Make sure you’re getting your vision checked regularly, too. The American Optometric Association recommends getting your eyes checked every two years if you’re 18 to 64 years old and annually after that. The National Safety Council (NSC) also recommends making sure your glasses, if you wear them, are anti-reflective.

2. Lighten Up

At night, the lights around you can work against you just as much as they work for you. Make sure that your headlights are aimed properly, since misaligned headlights may negatively impact your visibility and distract other motorists, according to Popular Mechanics.

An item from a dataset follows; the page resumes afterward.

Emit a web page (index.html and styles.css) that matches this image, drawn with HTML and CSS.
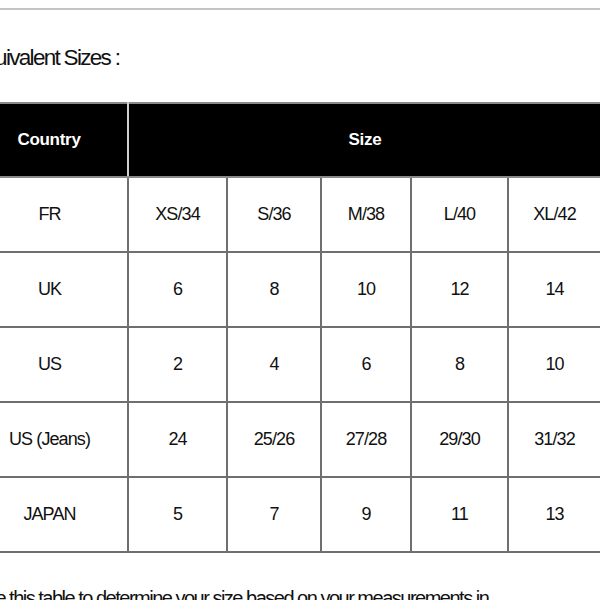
FILE: index.html
```html
<!DOCTYPE html>
<html>
<head>
<meta charset="utf-8">
<link rel="stylesheet" href="styles.css">
</head>
<body>
<div class="rule"></div>
<section class="sizes">
  <h2 class="title">Equivalent Sizes :</h2>
  <table class="chart">
    <colgroup>
      <col class="c-country">
      <col class="c1"><col class="c2"><col class="c3"><col class="c4"><col class="c5">
    </colgroup>
    <thead>
      <tr><th class="h-country">Country</th><th class="h-size" colspan="5">Size</th></tr>
    </thead>
    <tbody>
      <tr><td>FR</td><td>XS/34</td><td>S/36</td><td>M/38</td><td>L/40</td><td>XL/42</td></tr>
      <tr><td>UK</td><td>6</td><td>8</td><td>10</td><td>12</td><td>14</td></tr>
      <tr><td>US</td><td>2</td><td>4</td><td>6</td><td>8</td><td>10</td></tr>
      <tr><td>US (Jeans)</td><td>24</td><td>25/26</td><td>27/28</td><td>29/30</td><td>31/32</td></tr>
      <tr><td>JAPAN</td><td>5</td><td>7</td><td>9</td><td>11</td><td>13</td></tr>
    </tbody>
  </table>
  <p class="note">Use this table to determine your size based on your measurements in</p>
</section>
</body>
</html>
```
FILE: styles.css
```css
html, body {
  margin: 0;
  padding: 0;
  background: #fff;
  overflow: hidden;
}
body {
  font-family: "Liberation Sans", Arial, sans-serif;
  color: #111;
}
.rule {
  height: 2px;
  background: #c4c4c4;
  margin-top: 8px;
}
.sizes {
  margin-left: -30px;
  width: 630px;
}
.title {
  font-weight: normal;
  font-size: 22.5px;
  letter-spacing: -1.7px;
  line-height: 26px;
  margin: 35px 0 0 1px;
}
.chart {
  margin-top: 31px;
  width: 630px;
  border-collapse: collapse;
  table-layout: fixed;
}
.c-country { width: 157px; }
.c1 { width: 99px; }
.c2 { width: 94px; }
.c3 { width: 90px; }
.c4 { width: 97px; }
.c5 { width: 93px; }
.chart th {
  background: #000;
  color: #fff;
  font-weight: bold;
  font-size: 17px;
  letter-spacing: -0.3px;
  height: 72px;
  padding: 0;
  border-top: 2px solid #8a8a8a;
  border-bottom: 2px solid #8a8a8a;
}
.chart th.h-country {
  border-right: 2px solid #cfcfcf;
}
.chart td {
  border: 2px solid #6f6f6f;
  height: 73px;
  padding: 0;
  text-align: center;
  font-size: 18px;
  letter-spacing: -0.9px;
  color: #111;
}
.note {
  font-size: 20px;
  letter-spacing: -1.5px;
  margin: 32px 0 0 4px;
  line-height: 26px;
}
```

By the same token, avoid staring at headlights from oncoming traffic and other bright lights out on the road, says Popular Mechanics. It’s easy to get distracted by the high beams of a tall truck or the glare coming off of an illuminated billboard.

3. Keep it Clean

Make sure that your lights are clear, and ensure that your mirrors are also clean and properly adjusted. This can help maximize your ability to see what’s going on around you. Popular Mechanics recommends cleaning your headlights so that nothing is blocking the light. If the plastic lens covers have faded or become foggy looking, you may want to use a headlight polishing kit to get them clear again. Additionally, cleaning your windshield and windows with newspaper may help remove streaks that compromise your visibility at night, according to Popular Mechanics. It’s also a good idea to clean and adjust mirrors, which may help prevent glare. It may also be helpful to aim them slightly downward so that the light from other cars’ headlights aren’t reflecting directly at you.

4. Stay Alert

It should go without saying, but distracted driving should always be avoided. The NSC says it may be helpful to reduce distractions while driving at night, which can be as simple as turning down the radio. Stop to rest every two hours on longer trips, says the National Sleep Foundation, and if you’re tired, make sure you get some rest before heading back out on the road. The NSC suggests slowing down to compensate for reduced visibility, and make sure that you are following other vehicles at a safe distance. Be mindful of other drivers, and switch to your low beams if there’s oncoming traffic or if you’re following another vehicle.

Whether it’s just after dusk, or right before dawn, driving in dark conditions can be challenging. Follow these tips to help stay safe on the road during the night.